The side walls won't spread on the ends. The greatest outward force is in the middle of the longest walls, and it decreases toward the end walls which are strongest at the corners.

 
Bud9051's Avatar
Member

Join Date: Oct 2008
Posts: 9,772
ME

02-27-13, 07:36 PM   #8  
If you are going for a high enough ceiling, then ceiling joists (completing the triangle) would be best and it would provide storage space above. Build an access opening in one of the gable ends and have a 20' storage loft.

Lumber can be purchased in 20' lengths, so a possibility to reduce the spreading effect would be a 2x10 x 20' ridge beam. Followed by the top plate of each 20' wall being a similar 2x10 laid flat. Adding a collar tie every 4' is just a good practice.
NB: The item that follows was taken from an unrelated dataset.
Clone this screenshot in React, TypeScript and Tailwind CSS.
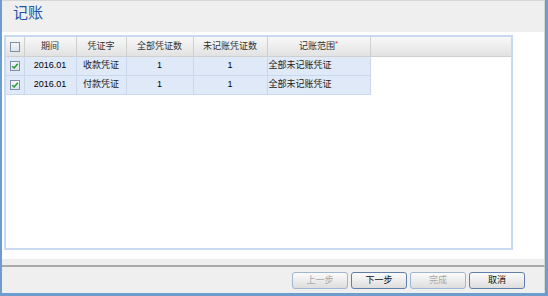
import React from "react";

const rows = [
  { period: "2016.01", word: "收款凭证", total: 1, pending: 1, range: "全部未记账凭证" },
  { period: "2016.01", word: "付款凭证", total: 1, pending: 1, range: "全部未记账凭证" },
];

const cjk = { fontFamily: '"Liberation Sans", "Noto Sans CJK SC", sans-serif' };

function Check({ checked }: { checked?: boolean }) {
  return (
    <span className="inline-flex h-[10px] w-[10px] items-center justify-center border border-[#7e8fa6] bg-gradient-to-b from-[#f4f6fa] to-[#dde3ec]">
      {checked && (
        <svg width="8" height="8" viewBox="0 0 8 8">
          <path d="M1.2 4.2 L3.2 6 L6.8 1.8" fill="none" stroke="#1f9a2c" strokeWidth="1.5" />
        </svg>
      )}
    </span>
  );
}

function Btn({ label, disabled }: { label: string; disabled?: boolean }) {
  return (
    <button
      className={
        "h-[17px] w-[56px] rounded-[3px] border bg-gradient-to-b from-[#fbfbfb] to-[#dedede] text-[9px] leading-none " +
        (disabled ? "border-[#9fb5d2] text-[#a8a8a8]" : "border-[#5f7fa8] text-[#111]")
      }
    >
      {label}
    </button>
  );
}

export default function App() {
  const th = "h-[19px] border-r border-b border-[#cfcfcf] text-center font-normal text-[#333]";
  const td = "h-[19px] border-r border-b border-[#c9d8ec] text-center text-[#222]";

  return (
    <div
      className="flex h-[296px] w-[548px] flex-col border-b-[3px] border-l-2 border-r-[3px] border-[#6d9ccd] bg-white text-[9px]"
      style={cjk}
    >
      {/* title */}
      <div className="h-[32px] border-t border-r border-[#d6d6d6] bg-[#efefef] px-[11px] pt-[2px] text-[15px] leading-[20px] text-[#2352a6]">
        记账
      </div>

      {/* grid */}
      <div className="h-[227px] border-r border-[#d6d6d6] pb-[9px] pl-[2px] pr-[31px] pt-[3px]">
        <div className="h-full border-2 border-[#c9daf0] bg-white">
          <div className="h-[20px] border-b border-[#d0d0d0] bg-gradient-to-b from-[#f8f8f8] to-[#e2e2e2]">
            <table className="table-fixed border-collapse">
              <colgroup>
                <col className="w-[18px]" />
                <col className="w-[52px]" />
                <col className="w-[50px]" />
                <col className="w-[67px]" />
                <col className="w-[74px]" />
                <col className="w-[103px]" />
              </colgroup>
              <thead className="bg-gradient-to-b from-[#f8f8f8] to-[#e2e2e2]">
                <tr>
                  <th className={th}>
                    <span className="flex justify-center pt-[1px]">
                      <Check />
                    </span>
                  </th>
                  <th className={th}>期间</th>
                  <th className={th}>凭证字</th>
                  <th className={th}>全部凭证数</th>
                  <th className={th}>未记账凭证数</th>
                  <th className={th}>
                    记账范围<span className="relative -top-[3px] text-[8px] text-[#e02020]">*</span>
                  </th>
                </tr>
              </thead>
              <tbody>
                {rows.map((r, i) => (
                  <tr key={i} className="bg-[#dfe9f7]">
                    <td className={td}>
                      <span className="flex justify-center pt-[1px]">
                        <Check checked />
                      </span>
                    </td>
                    <td className={td + " text-black"}>{r.period}</td>
                    <td className={td}>{r.word}</td>
                    <td className={td + " text-black"}>{r.total}</td>
                    <td className={td + " text-black"}>{r.pending}</td>
                    <td className={td + " !text-left pl-[1px]"}>{r.range}</td>
                  </tr>
                ))}
              </tbody>
            </table>
          </div>
        </div>
      </div>

      {/* separator band */}
      <div className="h-[8px] border-b-2 border-r border-b-[#a9a9a9] border-r-[#d6d6d6] bg-[#eeeeee]" />

      {/* footer */}
      <div className="flex flex-1 justify-end gap-[3px] border-r border-[#d6d6d6] bg-[#efefef] pr-[19px] pt-[5px]">
        <Btn label="上一步" disabled />
        <Btn label="下一步" />
        <Btn label="完成" disabled />
        <Btn label="取消" />
      </div>
    </div>
  );
}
There is a hotel not far from me that had a long narrow storage shed build and they obviously weren't thinking about the long problem. It's a sway back now.

Bud

 
Wirepuller38's Avatar
Member

Join Date: Feb 2006
Posts: 6,190
TN

02-28-13, 06:22 AM   #9  
Shed

If you want to maintain an open design without a ceiling, install ceiling joists spaced four feet apart. This will prevent the side walls from spreading and still allow space to store long items on top of the joists.

 
aka pedro's Avatar
Member

Join Date: Jan 2013
Posts: 1,337
MI

02-28-13, 07:45 AM   #10  
If you go with rafters, I would definitely incorporate ceiling joists, probably every 4', just as Wirepuller suggested. The absence of them may not be noticed immediately, but you would definitely have "I should've" moments down the road. As for trusses, in addition to the more conventional ones that you mentioned, there are scissor trusses, which would provide the most open ceiling, attic trusses, which could provide better storage space above, although the same could be accomplished with rafters and ceiling joists, and gambrel trusses, which could provide storage above, as well as that traditional barn look from the outside. Plenty of options, depending on what your needs and wants are. And don't base your options simply on what your local big boxes carry; local lumer yards are a great source for quality materials and advice.